Brief => Take the lines from the head of the listing through the one bearing "const Ring = ()" and copy them exactly, leaving every picture out.
Start
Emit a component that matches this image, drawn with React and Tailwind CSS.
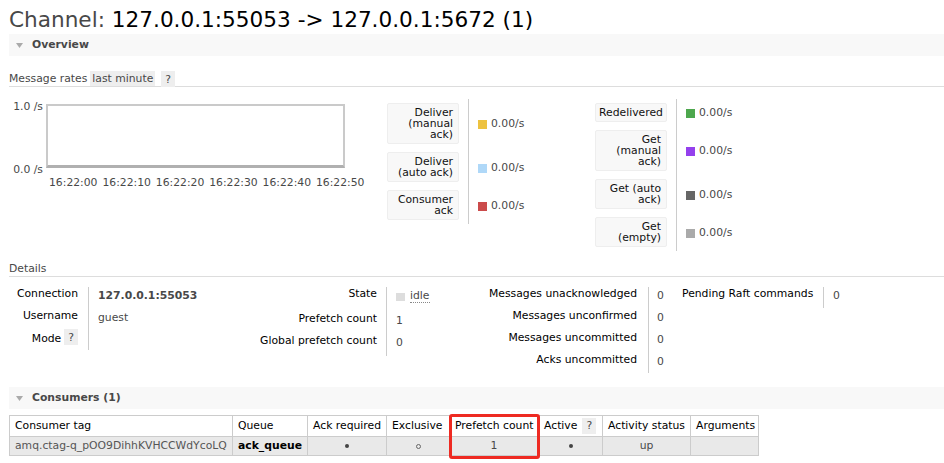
import React from 'react';

const Tri = () => (
  <svg width="7" height="5" viewBox="0 0 7 5" className="shrink-0">
    <polygon points="0,0 7,0 3.5,5" fill="#aaa" />
  </svg>
);

const SectionBar = ({ title }) => (
  <div className="h-[22px] bg-[#f8f8f8] flex items-center pl-[7px]">
    <Tri />
    <span className="ml-[9px] font-bold text-[#484848]">{title}</span>
  </div>
);

const Help = ({ className = '' }) => (
  <span className={`inline-flex items-center justify-center bg-[#eee] px-[4px] h-[16px] text-[#484848] ${className}`}>?</span>
);

const LegendRow = ({ label, swatch }) => (
  <div className="flex">
    <div className="w-[81px] py-[4px]">
      <div className="w-[72px] bg-[#f8f8f8] border border-[#eee] rounded-[2px] pl-[3px] pr-[5px] py-[3px] text-right leading-[11px] text-[#111]">
        {label}
      </div>
    </div>
    <div className="w-[127px] border-l border-[#ccc] flex items-center pl-[9px] pt-[2px]">
      <span className={`w-[9px] h-[9px] mr-[4px] ${swatch}`} />
      <span>0.00/s</span>
    </div>
  </div>
);

const legendLeft = [
  { label: 'Deliver (manual ack)', swatch: 'bg-[#edc240]' },
  { label: 'Deliver (auto ack)', swatch: 'bg-[#afd8f8]' },
  { label: 'Consumer ack', swatch: 'bg-[#cb4b4b]' },
];

const legendRight = [
  { label: 'Redelivered', swatch: 'bg-[#4da74d]' },
  { label: 'Get (manual ack)', swatch: 'bg-[#9440ed]' },
  { label: 'Get (auto ack)', swatch: 'bg-[#666]' },
  { label: 'Get (empty)', swatch: 'bg-[#aaa]' },
];

const times = ['16:22:00', '16:22:10', '16:22:20', '16:22:30', '16:22:40', '16:22:50'];

// one row of a facts table: label | value, separated by a vertical rule
const Fact = ({ label, h = 'h-[22px]', lw, lp = 'pr-[10px]', vw, vp = 'pl-[9px]', children }) => (
  <div className={`flex ${h}`}>
    <div className={`${lw} ${lp} text-right text-[#000] whitespace-nowrap leading-[13px]`}>{label}</div>
    <div className={`${vw} ${vp} border-l border-[#ccc] pt-[2px] leading-[13px] whitespace-nowrap`}>{children}</div>
  </div>
);

const Dot = () => <span className="inline-block w-[4px] h-[4px] rounded-full bg-[#444]" />;
const Ring = () => <span className="inline-block w-[5px] h-[5px] rounded-full border border-[#666]" />;

const Cell = ({ children, className = '' }) => (
  <div className={`border-r border-b border-[#ccc] flex items-center px-[5px] whitespace-nowrap ${className}`}>{children}</div>
);

export default function App() {
  return (
    <div className="w-[944px] h-[463px] overflow-hidden bg-white pl-[9px] font-['DejaVu_Sans',sans-serif] text-[10.8px] text-[#484848]">
      <h1 className="pt-[6px] text-[21.6px] leading-[28px] whitespace-nowrap">
        <span className="text-[#484848]">Channel: </span>
        <span className="text-[#000]">127.0.0.1:55053 -&gt; 127.0.0.1:5672 (1)</span>
      </h1>

      <SectionBar title="Overview" />

      <div className="mt-[15px] h-[16px] border-b border-[#ddd] flex items-stretch leading-[15px]">
        <span>Message rates</span>
        <span className="ml-[3px] bg-[#eee] px-[2px]">last minute</span>
        <Help className="ml-[6px] h-[15px]" />
      </div>

      <div className="mt-[11px] flex items-start">
        <div className="w-[378px] pt-[2px] flex">
          <div className="w-[37px] h-[76px] flex flex-col justify-between items-end pr-[3px] leading-[13px]">
            <span>1.0 /s</span>
            <span>0.0 /s</span>
          </div>
          <div>
            <div className="w-[299px] h-[64px] mt-[4px] border-2 border-[#cacaca] border-b-[3px] border-b-[#b0b0b0]" />
            <div className="flex ml-[3px] mt-[8px] leading-[13px] whitespace-nowrap">
              {times.map(t => (
                <span key={t} className="w-[53.4px]">{t}</span>
              ))}
            </div>
          </div>
        </div>

        <div className="flex flex-col pt-[1px]">
          {legendLeft.map(r => <LegendRow key={r.label} {...r} />)}
        </div>
        <div className="flex flex-col pt-[1px]">
          {legendRight.map(r => <LegendRow key={r.label} {...r} />)}
        </div>
      </div>

      <h3 className="mt-[10px] h-[16px] border-b border-[#ddd] leading-[15px]">Details</h3>

      <div className="mt-[10px] flex items-start">
        <div className="flex flex-col">
          <Fact label="Connection" lw="w-[79px]" vw="w-[150px]">
            <span className="font-bold text-[#484848]">127.0.0.1:55053</span>
          </Fact>
          <Fact label="Username" lw="w-[79px]" vw="w-[150px]">guest</Fact>
          <Fact
            label={<span className="inline-flex items-center">Mode<Help className="ml-[3px] -mt-[2px]" /></span>}
            h="h-[19px]" lw="w-[79px]" vw="w-[150px]"
          />
        </div>

        <div className="flex flex-col">
          <Fact label="State" h="h-[25px]" lw="w-[148px]" lp="pr-[9px]" vw="w-[94px]">
            <span className="inline-flex items-center pt-[1px]">
              <span className="w-[9px] h-[8px] bg-[#ddd]" />
              <span className="ml-[5px] border-b border-dotted border-[#888] leading-[12px]">idle</span>
            </span>
          </Fact>
          <Fact label="Prefetch count" lw="w-[148px]" lp="pr-[9px]" vw="w-[94px]">1</Fact>
          <Fact label="Global prefetch count" lw="w-[148px]" lp="pr-[9px]" vw="w-[94px]">0</Fact>
        </div>

        <div className="flex flex-col">
          <Fact label="Messages unacknowledged" lw="w-[168px]" lp="pr-[11px]" vw="w-[34px]" vp="pl-[8px]">0</Fact>
          <Fact label="Messages unconfirmed" lw="w-[168px]" lp="pr-[11px]" vw="w-[34px]" vp="pl-[8px]">0</Fact>
          <Fact label="Messages uncommitted" lw="w-[168px]" lp="pr-[11px]" vw="w-[34px]" vp="pl-[8px]">0</Fact>
          <Fact label="Acks uncommitted" h="h-[20px]" lw="w-[168px]" lp="pr-[11px]" vw="w-[34px]" vp="pl-[8px]">0</Fact>
        </div>

        <div className="flex flex-col">
          <Fact label="Pending Raft commands" h="h-[21px]" lw="w-[141px]" vw="w-[60px]">0</Fact>
        </div>
      </div>

      <div className="mt-[14px]">
        <SectionBar title="Consumers (1)" />
      </div>

      <div className="mt-[6px] relative w-[750px]">
        <div className="grid grid-cols-[223px_75px_79px_63px_89px_64px_88px_68px] border-t border-l border-[#ccc]">
          <Cell className="h-[21px] text-[#000]">Consumer tag</Cell>
          <Cell className="h-[21px] text-[#000]">Queue</Cell>
          <Cell className="h-[21px] text-[#000] px-[4px]">Ack required</Cell>
          <Cell className="h-[21px] text-[#000]">Exclusive</Cell>
          <Cell className="h-[21px] text-[#000] px-[3px]">Prefetch count</Cell>
          <Cell className="h-[21px] text-[#000]">
            Active<Help className="ml-[5px]" />
          </Cell>
          <Cell className="h-[21px] text-[#000]">Activity status</Cell>
          <Cell className="h-[21px] text-[#000]">Arguments</Cell>

          <Cell className="h-[19px] bg-[#e9e9e9] text-[#555]">amq.ctag-q_pOO9DihhKVHCCWdYcoLQ</Cell>
          <Cell className="h-[19px] bg-[#e9e9e9] font-bold text-[#000]">ack_queue</Cell>
          <Cell className="h-[19px] bg-[#e9e9e9] justify-center"><Dot /></Cell>
          <Cell className="h-[19px] bg-[#e9e9e9] justify-center"><Ring /></Cell>
          <Cell className="h-[19px] bg-[#e9e9e9] justify-center">1</Cell>
          <Cell className="h-[19px] bg-[#e9e9e9] justify-center"><Dot /></Cell>
          <Cell className="h-[19px] bg-[#e9e9e9] justify-center">up</Cell>
          <Cell className="h-[19px] bg-[#e9e9e9]" />
        </div>
        <div className="absolute left-[440px] -top-[1px] w-[91px] h-[45px] border-[3px] border-[#ee2a22] rounded-[3px]" />
      </div>
    </div>
  );
}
End
Task response =>
Emit a component that matches this image, drawn with React and Tailwind CSS.
import React from 'react';

const Tri = () => (
  <svg width="7" height="5" viewBox="0 0 7 5" className="shrink-0">
    <polygon points="0,0 7,0 3.5,5" fill="#aaa" />
  </svg>
);

const SectionBar = ({ title }) => (
  <div className="h-[22px] bg-[#f8f8f8] flex items-center pl-[7px]">
    <Tri />
    <span className="ml-[9px] font-bold text-[#484848]">{title}</span>
  </div>
);

const Help = ({ className = '' }) => (
  <span className={`inline-flex items-center justify-center bg-[#eee] px-[4px] h-[16px] text-[#484848] ${className}`}>?</span>
);

const LegendRow = ({ label, swatch }) => (
  <div className="flex">
    <div className="w-[81px] py-[4px]">
      <div className="w-[72px] bg-[#f8f8f8] border border-[#eee] rounded-[2px] pl-[3px] pr-[5px] py-[3px] text-right leading-[11px] text-[#111]">
        {label}
      </div>
    </div>
    <div className="w-[127px] border-l border-[#ccc] flex items-center pl-[9px] pt-[2px]">
      <span className={`w-[9px] h-[9px] mr-[4px] ${swatch}`} />
      <span>0.00/s</span>
    </div>
  </div>
);

const legendLeft = [
  { label: 'Deliver (manual ack)', swatch: 'bg-[#edc240]' },
  { label: 'Deliver (auto ack)', swatch: 'bg-[#afd8f8]' },
  { label: 'Consumer ack', swatch: 'bg-[#cb4b4b]' },
];

const legendRight = [
  { label: 'Redelivered', swatch: 'bg-[#4da74d]' },
  { label: 'Get (manual ack)', swatch: 'bg-[#9440ed]' },
  { label: 'Get (auto ack)', swatch: 'bg-[#666]' },
  { label: 'Get (empty)', swatch: 'bg-[#aaa]' },
];

const times = ['16:22:00', '16:22:10', '16:22:20', '16:22:30', '16:22:40', '16:22:50'];

// one row of a facts table: label | value, separated by a vertical rule
const Fact = ({ label, h = 'h-[22px]', lw, lp = 'pr-[10px]', vw, vp = 'pl-[9px]', children }) => (
  <div className={`flex ${h}`}>
    <div className={`${lw} ${lp} text-right text-[#000] whitespace-nowrap leading-[13px]`}>{label}</div>
    <div className={`${vw} ${vp} border-l border-[#ccc] pt-[2px] leading-[13px] whitespace-nowrap`}>{children}</div>
  </div>
);

const Dot = () => <span className="inline-block w-[4px] h-[4px] rounded-full bg-[#444]" />;
const Ring = () => <span className="inline-block w-[5px] h-[5px] rounded-full border border-[#666]" />;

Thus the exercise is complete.